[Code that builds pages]
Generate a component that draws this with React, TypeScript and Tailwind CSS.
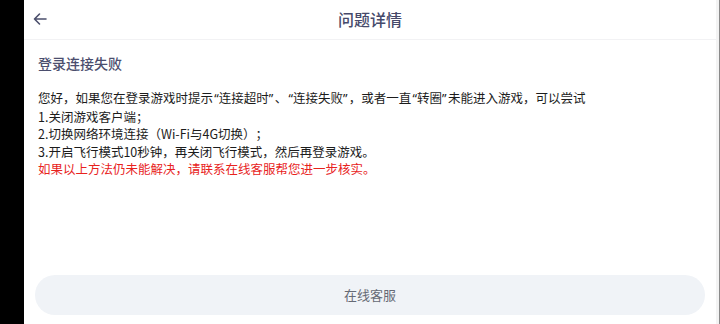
import React from 'react';

const font = { fontFamily: '"Noto Sans CJK SC", "Noto Sans", sans-serif' };

// Back arrow in the header
const BackArrow: React.FC = () => (
  <svg width="14" height="14" viewBox="0 0 14 14" fill="none">
    <path d="M13 7H1.5M6.5 2L1.5 7l5 5" stroke="#4b4f6c" strokeWidth="1.6" strokeLinecap="round" strokeLinejoin="round" />
  </svg>
);

// Narrow curly quotes, as the app shows them
const quoteFont = { fontFamily: '"Noto Sans", sans-serif' };
const L = () => (
  <span className="inline-block w-[5.8px] text-right" style={quoteFont}>
    “
  </span>
);
const R = () => (
  <span className="inline-block w-[5.8px] text-left" style={quoteFont}>
    ”
  </span>
);

const steps = [
  '1.关闭游戏客户端；',
  '2.切换网络环境连接（Wi-Fi与4G切换）；',
  '3.开启飞行模式10秒钟，再关闭飞行模式，然后再登录游戏。',
];

const App: React.FC = () => {
  return (
    <div lang="zh-CN" className="flex w-[720px] h-[324px] bg-black overflow-hidden" style={font}>
      {/* Left dark strip */}
      <div className="w-[24px] shrink-0" />

      {/* Page */}
      <div className="flex flex-1 flex-col bg-white">
        {/* Header */}
        <div className="relative flex h-[40px] items-center justify-center border-b border-[#f2f2f4]">
          <button className="absolute left-[9px] top-[12px] p-0">
            <BackArrow />
          </button>
          <span className="mt-[-2px] text-[16px] font-medium text-[#46496a]">问题详情</span>
        </div>

        {/* Content */}
        <div className="flex flex-1 flex-col px-[14px]">
          <h2 className="mt-[12px] text-[14px] leading-[22px] font-medium text-[#4b4e6e]">登录连接失败</h2>
          <div className="mt-[15px] text-[12.5px] leading-[17.6px] text-[#1c1c1c] [text-spacing-trim:space-all] [text-autospace:no-autospace]">
            <p>
              您好，如果您在登录游戏时提示<L />连接超时<R />、<L />连接失败<R />，或者一直<L />转圈<R />未能进入游戏，可以尝试
            </p>
            {steps.map((s) => (
              <p key={s}>{s}</p>
            ))}
            <p className="text-[#e8231d]">如果以上方法仍未能解决，请联系在线客服帮您进一步核实。</p>
          </div>
        </div>

        {/* Bottom button */}
        <div className="px-[11px] pb-[9px]">
          <button className="flex h-[40px] w-full items-center justify-center rounded-full bg-[#f0f3f7] text-[13px] text-[#666a75]">
            在线客服
          </button>
        </div>
      </div>

      {/* Right edge */}
      <div className="w-[3px] shrink-0 bg-[#f3f3f3]" />
      <div className="w-[1px] shrink-0 bg-[#8a8a8a]" />
    </div>
  );
};

export default App;
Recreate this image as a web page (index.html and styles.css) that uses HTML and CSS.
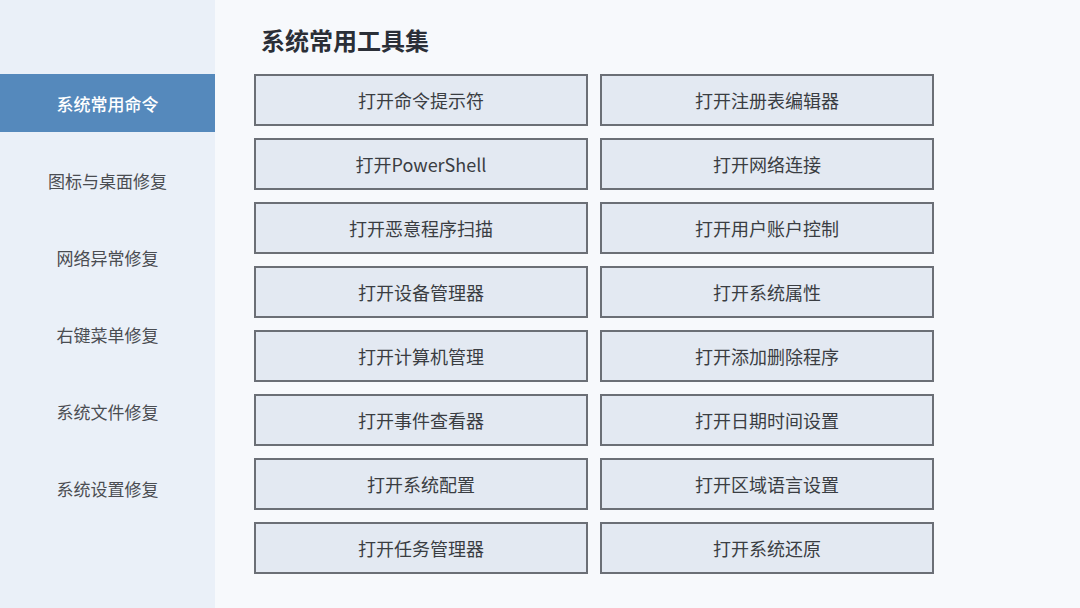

:: SET EXERCISE ::
Copy every record above exactly, leaving out the pictures.

:: FULL RESPONSE ::
Generate a component that draws this with React, TypeScript and Tailwind CSS.
import React from 'react';

const font = { fontFamily: '"Noto Sans CJK SC", "Noto Sans", sans-serif' };

// Back arrow in the header
const BackArrow: React.FC = () => (
  <svg width="14" height="14" viewBox="0 0 14 14" fill="none">
    <path d="M13 7H1.5M6.5 2L1.5 7l5 5" stroke="#4b4f6c" strokeWidth="1.6" strokeLinecap="round" strokeLinejoin="round" />
  </svg>
);

// Narrow curly quotes, as the app shows them
const quoteFont = { fontFamily: '"Noto Sans", sans-serif' };
const L = () => (
  <span className="inline-block w-[5.8px] text-right" style={quoteFont}>
    “
  </span>
);
const R = () => (
  <span className="inline-block w-[5.8px] text-left" style={quoteFont}>
    ”
  </span>
);

const steps = [
  '1.关闭游戏客户端；',
  '2.切换网络环境连接（Wi-Fi与4G切换）；',
  '3.开启飞行模式10秒钟，再关闭飞行模式，然后再登录游戏。',
];

const App: React.FC = () => {
  return (
    <div lang="zh-CN" className="flex w-[720px] h-[324px] bg-black overflow-hidden" style={font}>
      {/* Left dark strip */}
      <div className="w-[24px] shrink-0" />

      {/* Page */}
      <div className="flex flex-1 flex-col bg-white">
        {/* Header */}
        <div className="relative flex h-[40px] items-center justify-center border-b border-[#f2f2f4]">
          <button className="absolute left-[9px] top-[12px] p-0">
            <BackArrow />
          </button>
          <span className="mt-[-2px] text-[16px] font-medium text-[#46496a]">问题详情</span>
        </div>

        {/* Content */}
        <div className="flex flex-1 flex-col px-[14px]">
          <h2 className="mt-[12px] text-[14px] leading-[22px] font-medium text-[#4b4e6e]">登录连接失败</h2>
          <div className="mt-[15px] text-[12.5px] leading-[17.6px] text-[#1c1c1c] [text-spacing-trim:space-all] [text-autospace:no-autospace]">
            <p>
              您好，如果您在登录游戏时提示<L />连接超时<R />、<L />连接失败<R />，或者一直<L />转圈<R />未能进入游戏，可以尝试
            </p>
            {steps.map((s) => (
              <p key={s}>{s}</p>
            ))}
            <p className="text-[#e8231d]">如果以上方法仍未能解决，请联系在线客服帮您进一步核实。</p>
          </div>
        </div>

        {/* Bottom button */}
        <div className="px-[11px] pb-[9px]">
          <button className="flex h-[40px] w-full items-center justify-center rounded-full bg-[#f0f3f7] text-[13px] text-[#666a75]">
            在线客服
          </button>
        </div>
      </div>

      {/* Right edge */}
      <div className="w-[3px] shrink-0 bg-[#f3f3f3]" />
      <div className="w-[1px] shrink-0 bg-[#8a8a8a]" />
    </div>
  );
};

export default App;
Recreate this image as a web page (index.html and styles.css) that uses HTML and CSS.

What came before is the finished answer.